Saturday, April 14

Ecuador's referendum

Ecuador holds a referendum tomorrow on whether to elect a constituent assembly that would draft a new constitution (to be approved in a future referendum) and limit the role of Congress. President Rafael Correa was elected last year on a pledge to break the hold on power of corrupt political parties, and this referendum is the first step in the process. Polls show about 60 percent support for the referendum, and Correa says he will resign if the measure fails. Reuters provides some details on the referendum.

After Congress tried to block the referendum, the Constitutional Court fired 57 of 100 legislators, telling their parties to find replacements.

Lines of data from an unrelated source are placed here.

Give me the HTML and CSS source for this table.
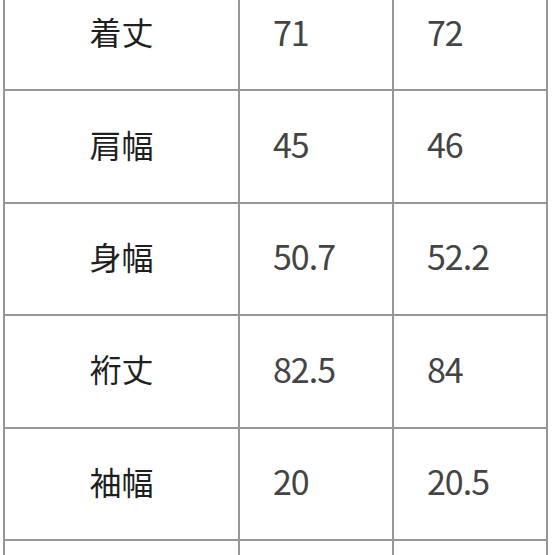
FILE: index.html
```html
<!DOCTYPE html>
<html lang="ja">
<head>
<meta charset="utf-8">
<title>サイズ表</title>
<link rel="stylesheet" href="styles.css">
</head>
<body>
<table class="size-table">
  <colgroup>
    <col class="col-label">
    <col class="col-value">
    <col class="col-value">
  </colgroup>
  <tbody>
    <tr><td class="label">着丈</td><td class="value">71</td><td class="value">72</td></tr>
    <tr><td class="label">肩幅</td><td class="value">45</td><td class="value">46</td></tr>
    <tr><td class="label">身幅</td><td class="value">50.7</td><td class="value">52.2</td></tr>
    <tr><td class="label">裄丈</td><td class="value">82.5</td><td class="value">84</td></tr>
    <tr><td class="label">袖幅</td><td class="value">20</td><td class="value">20.5</td></tr>
    <tr><td class="label"></td><td class="value"></td><td class="value"></td></tr>
  </tbody>
</table>
</body>
</html>
```

FILE: styles.css
```css
html, body {
  margin: 0;
  padding: 0;
  background: #ffffff;
  overflow: hidden;
}

.size-table {
  border-collapse: collapse;
  table-layout: fixed;
  width: 544px;
  margin: -21px 0 0 3px;
  font-family: "Noto Sans CJK JP", "Noto Sans", sans-serif;
}

.col-label { width: 235px; }
.col-value { width: 154px; }

.size-table td {
  border: 2px solid #969696;
  height: 104.4px;
  padding: 0 0 6px 0;
  vertical-align: middle;
}

.size-table tr:first-child td {
  border-top: none;
}

.label {
  text-align: center;
  font-size: 32px;
  color: #1f1f1f;
}

.value {
  text-align: left;
  padding-left: 33px !important;
  font-size: 34px;
  letter-spacing: -1px;
  color: #444444;
}
```
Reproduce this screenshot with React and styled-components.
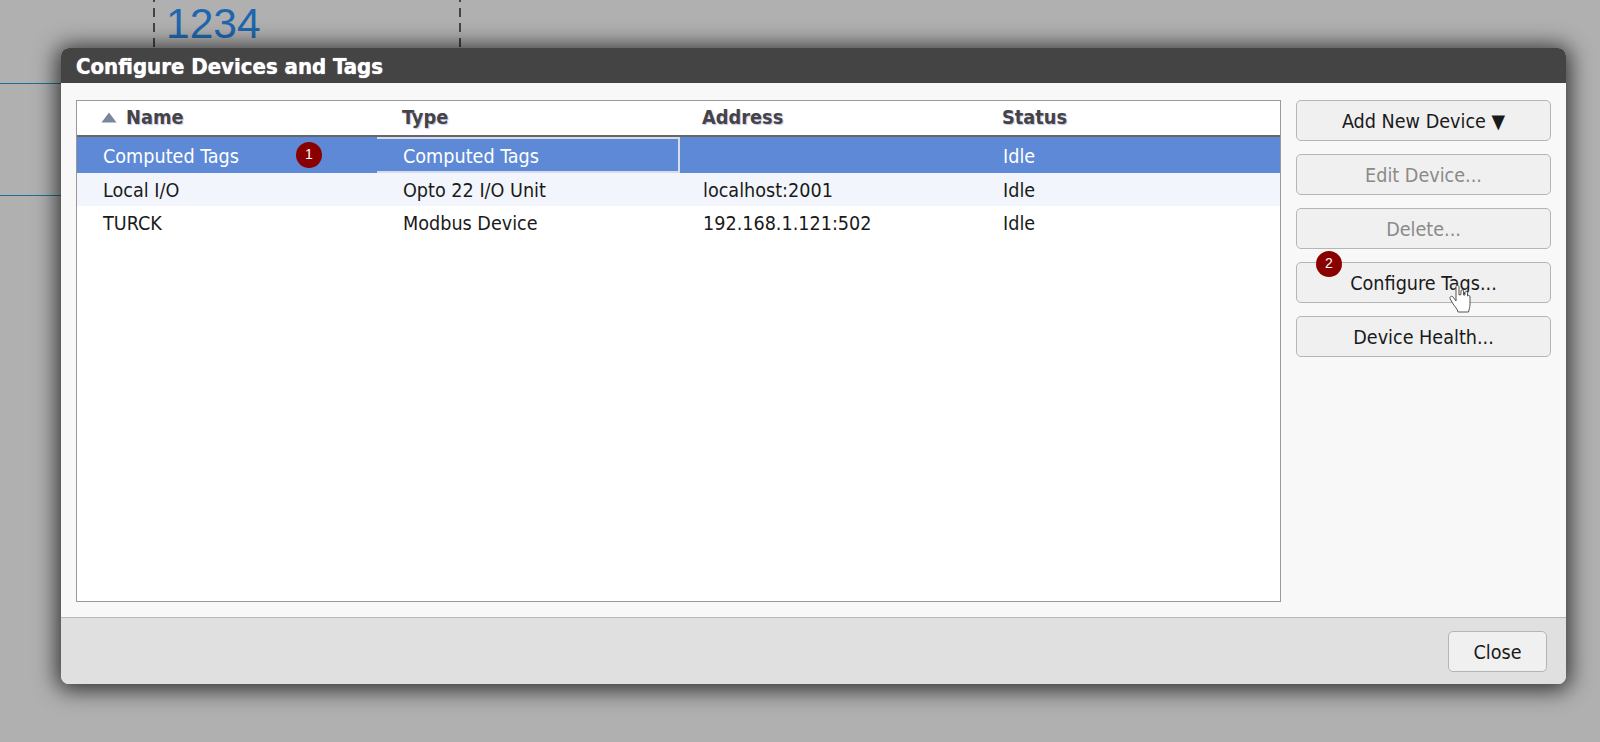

After a month of legal and political wrangling, the new Congress met this past week.

Mary O'Grady of the Wall Street Journal raises an alarmist warning that Ecuador is following Hugo Chavez's Venezuela down the path to autocracy and "mobocracy". There is certainly a danger that Correa will drift in that direction, but O'Grady seems to dismiss a little too quickly the fact Correa was not only elected "fair and square", as she concedes, but on a platform of doing pretty much what he's doing now, and maintains a 60 percent approval rating.

Shelley McConnell of the Carter Center, and Terry McCoy of the University of Florida, view the referendum as mostly positive, or at least worth a try given the current state of Ecuador's political system.

1 comment:

Gabe said...

I had to write about that referendum at VOA last night.. but i never ever got a second source on whether Correa booted the World Bank representative from Ecuador - which he very well may have done.

Dude is the spitting image of Chavez.

Now get back to writing about Africa -- have you seen or eaten any big bugs? Any weird skin problems yet? I woke up one morning in Thailand covered in leopard spots... it was weird.